[DRAFT] knn based mi estimation #207

JulienBeg · 2025-10-21T21:48:54Z

Here is some preliminary benchmark for non parametric MI estimation using k-NN.

It is based on the article "Mutual Information between Discrete and Continuous
Data Sets" from Brian C.Ross which adapts KSG to the setting where X is discrete and Y continuous.

I used cKDTree from scipy.special but we can probably find a better lib (e.g. hnswlib, faiss, mlpack, flann)

I suggest using an ensemble estimators with multiple values of k and retains the median to robustify the estimator.
Not sure this is a good idea though. Maybe we even want to take the max ? At least on the benchmark the ensemble methods seems better.

We can see that it works pretty well for MI larger than 10^-2 bits struggle when the MI becomes weaker.

I may have some other ideas to investigate.

One thing to look at is how to choose k or a list of k automatically for the user depending on the number of samples and class.

JulienBeg · 2025-10-22T08:31:39Z

JulienBeg · 2025-10-22T08:32:53Z

Same experiments where I added 5 dummy dimensions containing pure gaussian noise. The estimator still works but is considerably slower.

rishubn · 2025-10-22T13:38:38Z

Hi, Could you briefly explain how this estimator differs from the one suggested by this crypto 24 paper: https://eprint.iacr.org/2022/1201 I’m not an expert but just curious Thanks

…

On Wed, Oct 22, 2025 at 10:33 AM JulienBeg ***@***.***> wrote: *JulienBeg* left a comment (simple-crypto/SCALib#207) <#207 (comment)> Same experiments where I added 5 dummy dimensions containing pure gaussian noise. The estimator still works but is considerably slower. — Reply to this email directly, view it on GitHub <#207 (comment)>, or unsubscribe <https://github.com/notifications/unsubscribe-auth/ABSJFIR76PKAR2SE55GWZSL3Y46MXAVCNFSM6AAAAACJ2STKQWVHI2DSMVQWIX3LMV43OSLTON2WKQ3PNVWWK3TUHMZTIMZRGA4DMOBXGQ> . You are receiving this because you are subscribed to this thread.Message ID: ***@***.***>

JulienBeg · 2025-10-22T15:16:51Z

Hello @rishubn !

Both estimators are related and can be seen as variants of the original KSG estimators family (https://arxiv.org/pdf/cond-mat/0305641, Alexander Kraskov, Harald Stögbauer, and Peter Grassberger).

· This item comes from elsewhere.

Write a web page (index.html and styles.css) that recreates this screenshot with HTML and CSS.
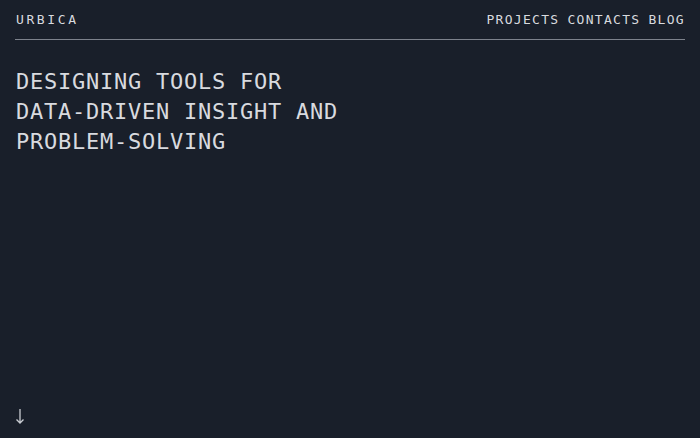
FILE: index.html
```html
<!DOCTYPE html>
<html lang="en">
<head>
    <meta charset="UTF-8">
    <meta name="viewport" content="width=device-width, initial-scale=1.0">
    <title>Urbica</title>
    <link rel="stylesheet" href="styles.css">
</head>
<body>
    <div class="page">
        <header class="header">
            <a href="#" class="logo">URBICA</a>
            <nav class="nav">
                <a href="#">PROJECTS</a>
                <a href="#">CONTACTS</a>
                <a href="#">BLOG</a>
            </nav>
        </header>

        <main class="hero">
            <h1>DESIGNING TOOLS FOR<br>DATA-DRIVEN INSIGHT AND<br>PROBLEM-SOLVING</h1>
        </main>

        <div class="scroll-down">
            <svg width="10" height="16" viewBox="0 0 10 16">
                <path d="M5 1 V15 M1.5 11.5 L5 15 L8.5 11.5" fill="none" stroke="#c9ccd2" stroke-width="1.3"/>
            </svg>
        </div>
    </div>
</body>
</html>
```

FILE: styles.css
```css
:root {
    --background-color: #191f2a;
    --text-color: #d8dadf;
    --line-color: #7d828c;
}

* {
    margin: 0;
    padding: 0;
    box-sizing: border-box;
    font-family: 'DejaVu Sans Mono', 'Liberation Mono', monospace;
}

body {
    background-color: var(--background-color);
    color: var(--text-color);
    height: 100vh;
    overflow: hidden;
}

.page {
    display: flex;
    flex-direction: column;
    height: 100%;
    padding: 0 15px;
}

.header {
    display: flex;
    justify-content: space-between;
    align-items: center;
    height: 40px;
    border-bottom: 1px solid var(--line-color);
}

.header a {
    color: var(--text-color);
    text-decoration: none;
    font-size: 13px;
}

.logo {
    letter-spacing: 2.6px;
    padding-left: 1px;
}

.nav {
    display: flex;
    gap: 8px;
}

.nav a {
    letter-spacing: 1.3px;
}

.hero {
    flex: 1;
    padding-top: 27px;
    padding-left: 1px;
}

.hero h1 {
    font-size: 22px;
    font-weight: normal;
    line-height: 30px;
    letter-spacing: 0.75px;
}

.scroll-down {
    height: 38px;
    padding-top: 8px;
}
```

The KSG estimator has been tailored to compute the mutual information I(X;Y) where X,Y are continuous random variable admitting a density in R^{d_x} and R^{d_y} with respect to Lebesgue measure.

The article I looked at consider the setup when X is discrete and Y is continuous with a density in R^{d_y} which is the setup in side channel analysis.

The estimator suggested in the crypto paper (https://eprint.iacr.org/2022/1201) is based on the article https://arxiv.org/pdf/1709.06212 referred to as GKOV which considers a more generic settings where X and Y are mixtures of continuous and discrete random variable. For instance X is with probability 1/2 a binomial distribution and with probability 1/2 a normal distribution. It does not mean that either X or Y is discrete and the other is continuous. Both of them are a mix of the two cases. Using a distance on both the X and the Y space they manage to apply locally either the vanilla KSG or the pluging for discrete random variables.

I would say that GKOV is over-killed in the side channel setup.

In particular, we have to choose a distance on both X space and Y spaces which is comparable. In our setting it is not clear which metric would make sense for X. (For Y space any p-norm seems reasonable.)

In our setting where X is purely discrete and Y is purely continuous, when there are enough samples there a more than k+1 collisions for each X and the distance on X does not matter anymore. In this case it falls back to the estimator I implemented.

Another way to recover the estimator I implemented is to choose a "distance" on X defined by d_X(x,x') = 0 if x=x' and +\infty otherwise.

When there are not enough samples we can have less than k+1 collision for a given X and the metric on X then comes into play. Maybe we can use GKOV if we have very few samples and know a reasonable metric for the X space. Typically the Hamming distance could make sense (up to a normalization to make it comparable to the distance on the Y-space). But if the leakage depends not on the bit of X but on the bit of SBox(X) it is hard to justify why the Hamming distance would make sense here. To the best of my knowledge this has not been discussed yet and could be interesting. Furthermore, I tend to think that in this small sample regime the estimator will not be precise enough anyway.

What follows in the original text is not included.